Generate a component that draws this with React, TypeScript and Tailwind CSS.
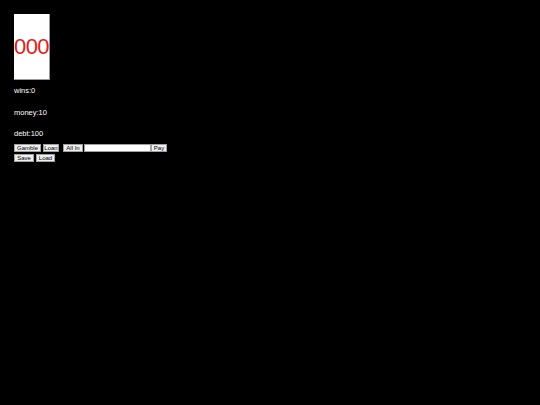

________________________

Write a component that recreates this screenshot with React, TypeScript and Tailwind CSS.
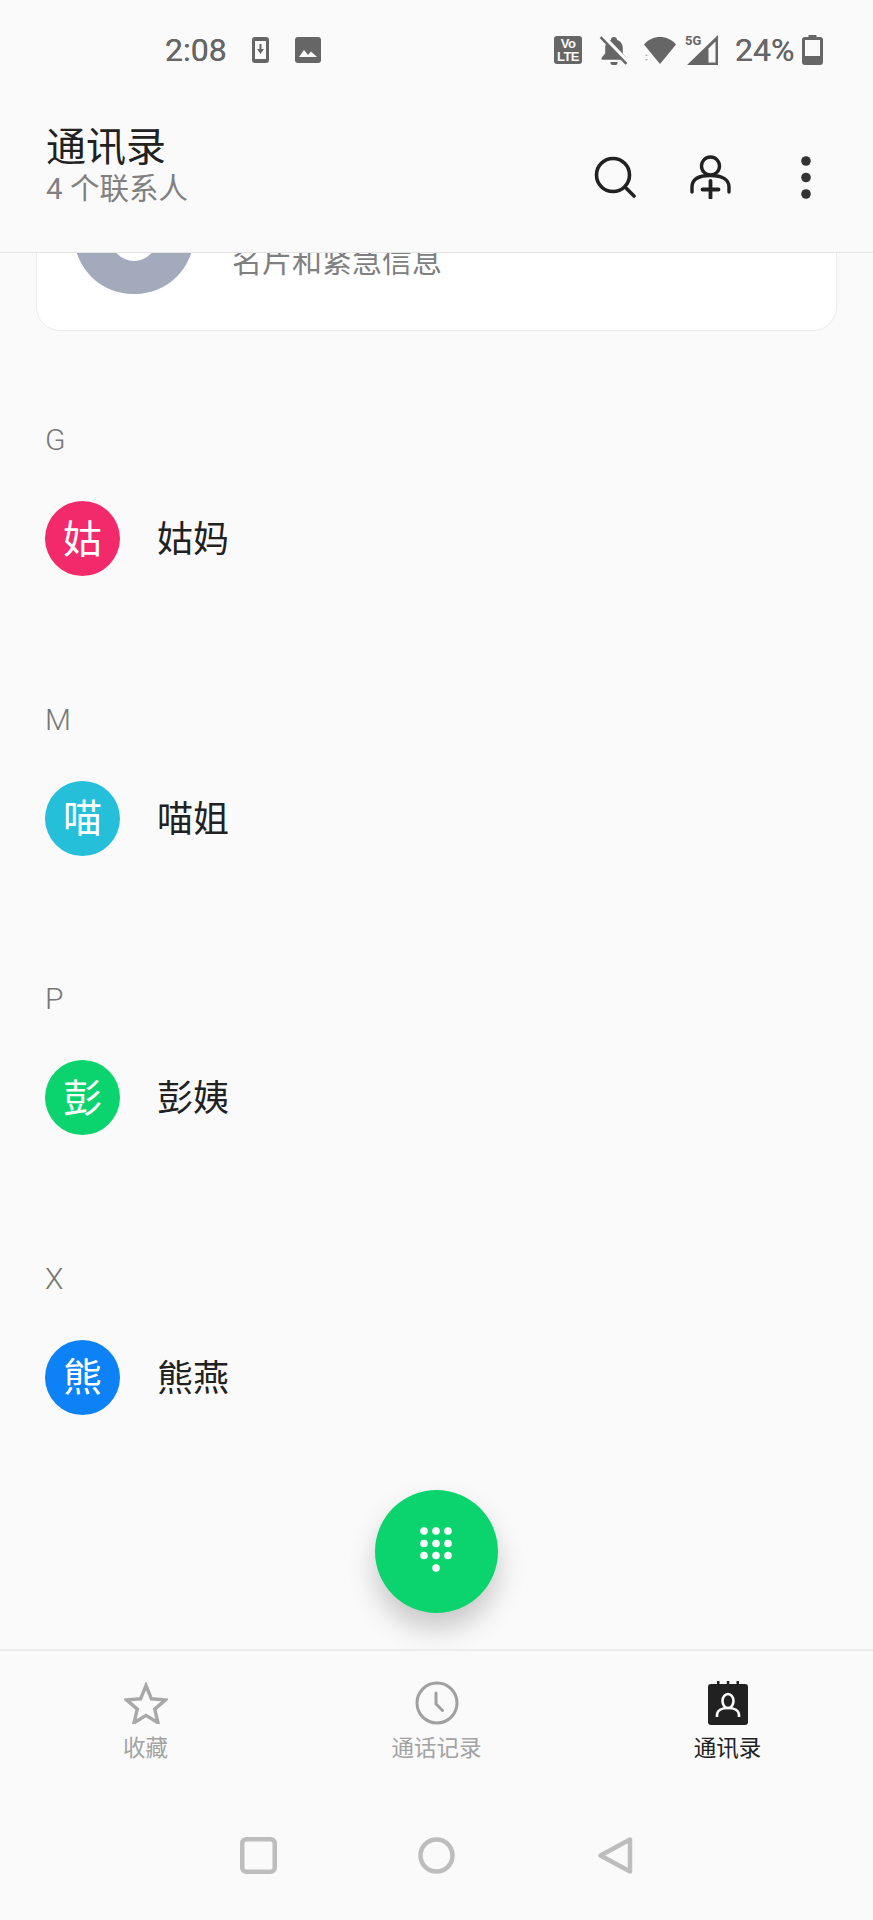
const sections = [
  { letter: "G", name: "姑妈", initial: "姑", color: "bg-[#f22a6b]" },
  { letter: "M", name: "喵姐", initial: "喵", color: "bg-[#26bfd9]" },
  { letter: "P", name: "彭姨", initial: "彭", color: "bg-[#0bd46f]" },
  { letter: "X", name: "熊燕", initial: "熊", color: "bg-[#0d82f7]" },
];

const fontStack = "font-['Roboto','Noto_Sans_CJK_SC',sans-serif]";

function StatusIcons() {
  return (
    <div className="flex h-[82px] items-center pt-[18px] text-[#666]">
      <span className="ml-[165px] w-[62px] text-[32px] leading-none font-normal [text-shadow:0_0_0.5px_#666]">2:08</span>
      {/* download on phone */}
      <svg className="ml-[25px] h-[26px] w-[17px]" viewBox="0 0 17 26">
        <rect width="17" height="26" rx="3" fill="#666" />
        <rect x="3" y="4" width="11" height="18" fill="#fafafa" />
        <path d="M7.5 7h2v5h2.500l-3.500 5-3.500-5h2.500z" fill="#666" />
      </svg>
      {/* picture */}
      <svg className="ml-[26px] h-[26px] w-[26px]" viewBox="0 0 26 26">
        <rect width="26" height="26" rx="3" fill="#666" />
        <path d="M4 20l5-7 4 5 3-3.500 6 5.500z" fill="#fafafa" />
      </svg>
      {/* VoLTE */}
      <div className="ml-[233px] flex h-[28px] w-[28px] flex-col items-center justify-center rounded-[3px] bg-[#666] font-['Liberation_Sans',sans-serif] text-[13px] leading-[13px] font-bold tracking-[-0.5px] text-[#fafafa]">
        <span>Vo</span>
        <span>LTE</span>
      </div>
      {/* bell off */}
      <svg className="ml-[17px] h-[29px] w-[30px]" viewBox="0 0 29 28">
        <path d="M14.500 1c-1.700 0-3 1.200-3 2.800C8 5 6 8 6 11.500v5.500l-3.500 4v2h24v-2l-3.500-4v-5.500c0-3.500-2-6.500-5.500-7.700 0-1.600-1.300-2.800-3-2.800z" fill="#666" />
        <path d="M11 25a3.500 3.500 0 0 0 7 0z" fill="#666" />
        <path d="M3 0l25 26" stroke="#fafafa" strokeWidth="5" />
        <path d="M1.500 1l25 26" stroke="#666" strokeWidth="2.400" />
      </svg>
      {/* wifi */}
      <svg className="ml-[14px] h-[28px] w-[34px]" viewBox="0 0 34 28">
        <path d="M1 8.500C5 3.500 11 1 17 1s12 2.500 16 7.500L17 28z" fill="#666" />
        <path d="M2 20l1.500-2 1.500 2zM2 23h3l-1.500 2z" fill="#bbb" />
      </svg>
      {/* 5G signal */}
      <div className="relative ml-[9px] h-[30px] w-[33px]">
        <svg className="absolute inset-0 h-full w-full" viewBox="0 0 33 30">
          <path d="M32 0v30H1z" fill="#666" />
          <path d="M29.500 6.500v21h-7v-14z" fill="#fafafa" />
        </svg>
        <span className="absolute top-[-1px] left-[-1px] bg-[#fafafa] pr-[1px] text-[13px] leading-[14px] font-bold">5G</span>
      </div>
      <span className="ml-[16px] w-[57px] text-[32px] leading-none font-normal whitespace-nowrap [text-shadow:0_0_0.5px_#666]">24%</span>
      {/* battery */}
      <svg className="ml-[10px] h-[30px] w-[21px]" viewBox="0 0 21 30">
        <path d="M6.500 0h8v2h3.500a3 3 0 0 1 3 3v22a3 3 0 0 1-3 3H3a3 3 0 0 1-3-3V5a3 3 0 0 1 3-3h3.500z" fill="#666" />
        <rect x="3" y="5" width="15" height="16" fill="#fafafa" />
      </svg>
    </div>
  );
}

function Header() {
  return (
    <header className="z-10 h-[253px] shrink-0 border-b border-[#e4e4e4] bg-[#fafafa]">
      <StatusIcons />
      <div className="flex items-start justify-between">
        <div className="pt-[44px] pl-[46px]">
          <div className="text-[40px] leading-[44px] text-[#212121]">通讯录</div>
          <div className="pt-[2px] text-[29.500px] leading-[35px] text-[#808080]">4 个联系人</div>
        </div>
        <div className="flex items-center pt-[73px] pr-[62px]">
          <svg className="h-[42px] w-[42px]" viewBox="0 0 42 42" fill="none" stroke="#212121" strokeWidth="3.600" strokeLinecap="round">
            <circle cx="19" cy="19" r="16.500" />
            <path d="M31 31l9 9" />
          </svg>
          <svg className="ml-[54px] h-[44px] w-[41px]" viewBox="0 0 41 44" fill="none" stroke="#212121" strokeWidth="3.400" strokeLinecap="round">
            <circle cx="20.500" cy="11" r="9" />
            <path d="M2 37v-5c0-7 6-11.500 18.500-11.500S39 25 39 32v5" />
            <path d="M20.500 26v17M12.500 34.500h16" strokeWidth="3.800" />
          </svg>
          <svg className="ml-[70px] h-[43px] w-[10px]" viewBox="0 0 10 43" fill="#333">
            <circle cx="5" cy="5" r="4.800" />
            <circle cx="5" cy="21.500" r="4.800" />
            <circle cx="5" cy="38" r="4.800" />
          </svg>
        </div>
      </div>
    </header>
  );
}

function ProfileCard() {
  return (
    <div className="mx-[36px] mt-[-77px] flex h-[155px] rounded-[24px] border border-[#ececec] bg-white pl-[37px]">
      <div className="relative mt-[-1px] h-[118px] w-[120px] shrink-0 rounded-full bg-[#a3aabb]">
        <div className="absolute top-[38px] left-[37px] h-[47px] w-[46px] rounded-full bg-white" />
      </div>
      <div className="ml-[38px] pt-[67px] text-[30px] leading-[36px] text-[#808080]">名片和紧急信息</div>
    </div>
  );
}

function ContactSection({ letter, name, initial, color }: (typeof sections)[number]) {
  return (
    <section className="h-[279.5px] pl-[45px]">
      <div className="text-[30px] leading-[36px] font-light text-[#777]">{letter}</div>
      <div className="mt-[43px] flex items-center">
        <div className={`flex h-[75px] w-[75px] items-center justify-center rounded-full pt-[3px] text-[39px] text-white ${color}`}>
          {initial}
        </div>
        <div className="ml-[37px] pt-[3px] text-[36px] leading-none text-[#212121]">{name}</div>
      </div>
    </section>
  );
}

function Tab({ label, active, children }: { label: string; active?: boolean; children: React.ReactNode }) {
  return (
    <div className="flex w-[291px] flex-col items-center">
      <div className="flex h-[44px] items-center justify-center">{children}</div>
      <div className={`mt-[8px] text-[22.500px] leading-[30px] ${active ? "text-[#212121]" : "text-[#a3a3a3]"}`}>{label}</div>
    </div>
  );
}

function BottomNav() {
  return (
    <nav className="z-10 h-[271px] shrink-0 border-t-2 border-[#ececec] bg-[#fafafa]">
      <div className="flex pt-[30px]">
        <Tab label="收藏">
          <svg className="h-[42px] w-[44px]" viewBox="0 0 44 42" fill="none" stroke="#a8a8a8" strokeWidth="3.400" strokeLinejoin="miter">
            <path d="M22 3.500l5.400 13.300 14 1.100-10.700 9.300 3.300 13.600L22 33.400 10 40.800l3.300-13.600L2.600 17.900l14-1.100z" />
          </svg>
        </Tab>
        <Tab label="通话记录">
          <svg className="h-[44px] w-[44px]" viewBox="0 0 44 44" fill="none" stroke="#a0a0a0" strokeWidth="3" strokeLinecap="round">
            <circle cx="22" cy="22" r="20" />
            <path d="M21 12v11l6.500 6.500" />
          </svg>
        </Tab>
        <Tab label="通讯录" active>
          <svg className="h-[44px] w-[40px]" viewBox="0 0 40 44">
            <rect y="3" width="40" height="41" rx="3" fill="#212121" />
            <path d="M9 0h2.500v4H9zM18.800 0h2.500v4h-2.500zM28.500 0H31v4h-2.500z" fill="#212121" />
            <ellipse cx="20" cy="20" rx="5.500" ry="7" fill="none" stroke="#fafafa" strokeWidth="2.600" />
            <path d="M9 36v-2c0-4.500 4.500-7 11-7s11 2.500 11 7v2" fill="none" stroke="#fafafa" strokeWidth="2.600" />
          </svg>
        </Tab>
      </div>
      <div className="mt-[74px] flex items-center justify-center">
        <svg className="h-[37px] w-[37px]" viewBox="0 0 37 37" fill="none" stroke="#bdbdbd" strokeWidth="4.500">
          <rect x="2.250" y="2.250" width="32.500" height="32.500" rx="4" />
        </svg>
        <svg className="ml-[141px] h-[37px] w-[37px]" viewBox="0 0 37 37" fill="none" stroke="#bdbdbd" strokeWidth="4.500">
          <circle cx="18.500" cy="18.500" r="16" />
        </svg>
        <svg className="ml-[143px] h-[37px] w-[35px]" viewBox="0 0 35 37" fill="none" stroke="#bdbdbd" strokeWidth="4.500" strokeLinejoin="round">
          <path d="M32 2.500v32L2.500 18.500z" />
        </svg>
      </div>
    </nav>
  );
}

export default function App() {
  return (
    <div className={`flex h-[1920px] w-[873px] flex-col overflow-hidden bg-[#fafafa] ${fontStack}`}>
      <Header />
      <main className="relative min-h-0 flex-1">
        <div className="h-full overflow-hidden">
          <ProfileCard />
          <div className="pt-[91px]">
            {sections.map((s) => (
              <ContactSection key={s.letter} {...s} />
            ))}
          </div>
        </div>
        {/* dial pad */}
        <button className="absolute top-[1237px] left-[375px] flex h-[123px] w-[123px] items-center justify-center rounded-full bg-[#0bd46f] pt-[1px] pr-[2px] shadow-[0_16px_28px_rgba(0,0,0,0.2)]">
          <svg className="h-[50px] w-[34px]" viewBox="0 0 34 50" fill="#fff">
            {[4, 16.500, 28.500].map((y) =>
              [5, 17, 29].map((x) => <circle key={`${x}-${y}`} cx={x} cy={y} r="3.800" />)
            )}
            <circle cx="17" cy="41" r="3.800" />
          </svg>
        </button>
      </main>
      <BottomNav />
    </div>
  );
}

________________________

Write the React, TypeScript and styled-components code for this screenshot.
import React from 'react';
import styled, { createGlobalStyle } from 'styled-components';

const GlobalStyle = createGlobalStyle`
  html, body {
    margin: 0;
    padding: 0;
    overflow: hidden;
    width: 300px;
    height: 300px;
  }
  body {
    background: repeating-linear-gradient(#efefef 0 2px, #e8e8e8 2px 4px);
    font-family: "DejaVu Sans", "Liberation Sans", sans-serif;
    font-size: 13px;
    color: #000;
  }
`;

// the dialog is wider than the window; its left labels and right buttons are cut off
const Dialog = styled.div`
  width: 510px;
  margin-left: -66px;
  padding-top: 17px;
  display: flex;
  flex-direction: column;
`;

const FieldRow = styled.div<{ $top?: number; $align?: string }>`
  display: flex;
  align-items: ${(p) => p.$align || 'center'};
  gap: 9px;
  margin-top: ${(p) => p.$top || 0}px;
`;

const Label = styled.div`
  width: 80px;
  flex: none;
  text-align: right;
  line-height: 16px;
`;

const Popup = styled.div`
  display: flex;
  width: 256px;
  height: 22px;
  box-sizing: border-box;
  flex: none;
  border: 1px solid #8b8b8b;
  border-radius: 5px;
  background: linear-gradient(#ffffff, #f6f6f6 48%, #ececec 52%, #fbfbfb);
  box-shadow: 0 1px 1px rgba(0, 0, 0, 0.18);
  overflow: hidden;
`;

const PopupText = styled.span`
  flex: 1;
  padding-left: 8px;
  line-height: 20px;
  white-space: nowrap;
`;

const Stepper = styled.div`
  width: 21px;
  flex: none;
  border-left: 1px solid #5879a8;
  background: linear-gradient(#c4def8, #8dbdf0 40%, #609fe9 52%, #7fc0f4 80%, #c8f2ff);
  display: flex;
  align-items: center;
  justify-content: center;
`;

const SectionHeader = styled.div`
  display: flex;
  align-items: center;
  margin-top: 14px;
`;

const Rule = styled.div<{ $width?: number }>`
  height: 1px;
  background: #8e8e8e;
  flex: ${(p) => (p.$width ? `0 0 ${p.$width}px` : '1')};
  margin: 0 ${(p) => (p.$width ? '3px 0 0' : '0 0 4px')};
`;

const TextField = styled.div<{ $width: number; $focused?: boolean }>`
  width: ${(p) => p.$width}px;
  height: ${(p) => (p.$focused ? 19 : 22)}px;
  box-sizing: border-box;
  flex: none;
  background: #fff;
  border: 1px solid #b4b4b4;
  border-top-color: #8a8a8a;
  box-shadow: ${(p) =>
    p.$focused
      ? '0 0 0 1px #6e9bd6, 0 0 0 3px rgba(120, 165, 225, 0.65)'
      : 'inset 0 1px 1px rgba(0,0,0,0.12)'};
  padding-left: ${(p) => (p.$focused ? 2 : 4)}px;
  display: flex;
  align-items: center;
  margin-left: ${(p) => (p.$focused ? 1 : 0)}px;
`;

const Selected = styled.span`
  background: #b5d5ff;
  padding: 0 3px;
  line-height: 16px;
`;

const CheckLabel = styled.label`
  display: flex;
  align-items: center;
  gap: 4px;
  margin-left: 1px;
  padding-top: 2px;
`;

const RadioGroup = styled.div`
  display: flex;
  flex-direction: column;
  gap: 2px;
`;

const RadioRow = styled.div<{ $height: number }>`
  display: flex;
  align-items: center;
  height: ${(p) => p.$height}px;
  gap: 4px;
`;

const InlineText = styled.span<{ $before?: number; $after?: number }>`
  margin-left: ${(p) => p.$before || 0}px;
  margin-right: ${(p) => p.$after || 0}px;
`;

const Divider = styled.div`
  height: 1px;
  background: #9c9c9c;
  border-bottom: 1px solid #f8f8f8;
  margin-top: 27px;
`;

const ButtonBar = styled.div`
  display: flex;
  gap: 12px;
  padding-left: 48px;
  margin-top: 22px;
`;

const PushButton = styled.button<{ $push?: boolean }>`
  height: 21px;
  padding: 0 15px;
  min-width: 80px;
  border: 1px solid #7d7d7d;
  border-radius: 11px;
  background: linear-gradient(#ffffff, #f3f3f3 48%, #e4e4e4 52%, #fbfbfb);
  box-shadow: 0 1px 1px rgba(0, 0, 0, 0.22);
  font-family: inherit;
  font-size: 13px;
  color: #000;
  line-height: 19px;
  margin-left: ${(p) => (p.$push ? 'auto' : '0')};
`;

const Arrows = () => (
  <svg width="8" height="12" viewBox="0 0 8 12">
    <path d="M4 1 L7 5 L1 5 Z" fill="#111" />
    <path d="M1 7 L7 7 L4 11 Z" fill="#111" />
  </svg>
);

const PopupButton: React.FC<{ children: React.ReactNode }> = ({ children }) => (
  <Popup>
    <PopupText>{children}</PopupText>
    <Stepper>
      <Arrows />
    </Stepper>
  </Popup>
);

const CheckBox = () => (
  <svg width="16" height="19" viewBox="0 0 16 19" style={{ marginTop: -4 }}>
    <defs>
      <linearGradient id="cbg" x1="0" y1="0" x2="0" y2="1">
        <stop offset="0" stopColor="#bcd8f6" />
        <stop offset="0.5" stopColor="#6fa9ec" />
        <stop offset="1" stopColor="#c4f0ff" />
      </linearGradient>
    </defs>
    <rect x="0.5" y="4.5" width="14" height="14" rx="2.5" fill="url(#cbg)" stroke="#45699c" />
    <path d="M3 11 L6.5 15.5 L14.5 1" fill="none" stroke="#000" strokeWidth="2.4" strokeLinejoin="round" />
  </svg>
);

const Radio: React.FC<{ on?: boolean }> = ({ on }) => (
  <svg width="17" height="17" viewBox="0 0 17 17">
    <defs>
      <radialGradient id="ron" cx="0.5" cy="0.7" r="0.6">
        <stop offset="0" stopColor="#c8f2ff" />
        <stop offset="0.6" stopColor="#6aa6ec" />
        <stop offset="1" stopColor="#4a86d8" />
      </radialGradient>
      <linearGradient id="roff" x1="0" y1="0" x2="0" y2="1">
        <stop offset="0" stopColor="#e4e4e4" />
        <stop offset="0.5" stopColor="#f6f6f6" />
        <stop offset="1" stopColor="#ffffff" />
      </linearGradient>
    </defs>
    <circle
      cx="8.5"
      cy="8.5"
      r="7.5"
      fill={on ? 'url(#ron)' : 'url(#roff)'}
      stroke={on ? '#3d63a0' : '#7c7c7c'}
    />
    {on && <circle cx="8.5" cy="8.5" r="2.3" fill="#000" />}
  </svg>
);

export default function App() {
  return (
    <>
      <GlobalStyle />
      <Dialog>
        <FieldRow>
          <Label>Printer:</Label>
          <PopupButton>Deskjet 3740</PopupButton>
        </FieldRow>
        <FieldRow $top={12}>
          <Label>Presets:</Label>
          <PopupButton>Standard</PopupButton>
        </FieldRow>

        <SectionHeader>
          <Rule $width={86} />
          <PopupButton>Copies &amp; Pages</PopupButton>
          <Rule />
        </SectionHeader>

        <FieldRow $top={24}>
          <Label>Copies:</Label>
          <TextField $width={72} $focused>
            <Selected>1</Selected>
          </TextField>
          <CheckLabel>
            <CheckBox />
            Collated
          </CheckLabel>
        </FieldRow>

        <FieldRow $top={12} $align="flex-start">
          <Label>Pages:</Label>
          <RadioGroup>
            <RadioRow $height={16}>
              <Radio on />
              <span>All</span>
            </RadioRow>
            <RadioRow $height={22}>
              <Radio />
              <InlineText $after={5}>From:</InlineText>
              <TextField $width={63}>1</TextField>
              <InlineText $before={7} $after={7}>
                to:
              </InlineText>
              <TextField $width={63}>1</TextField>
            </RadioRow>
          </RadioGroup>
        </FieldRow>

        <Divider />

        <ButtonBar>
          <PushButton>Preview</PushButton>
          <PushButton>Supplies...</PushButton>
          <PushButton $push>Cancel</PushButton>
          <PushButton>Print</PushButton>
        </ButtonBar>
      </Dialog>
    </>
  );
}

________________________

Go through the material above and count the lines that include "Tailwind". Give the number alone.

2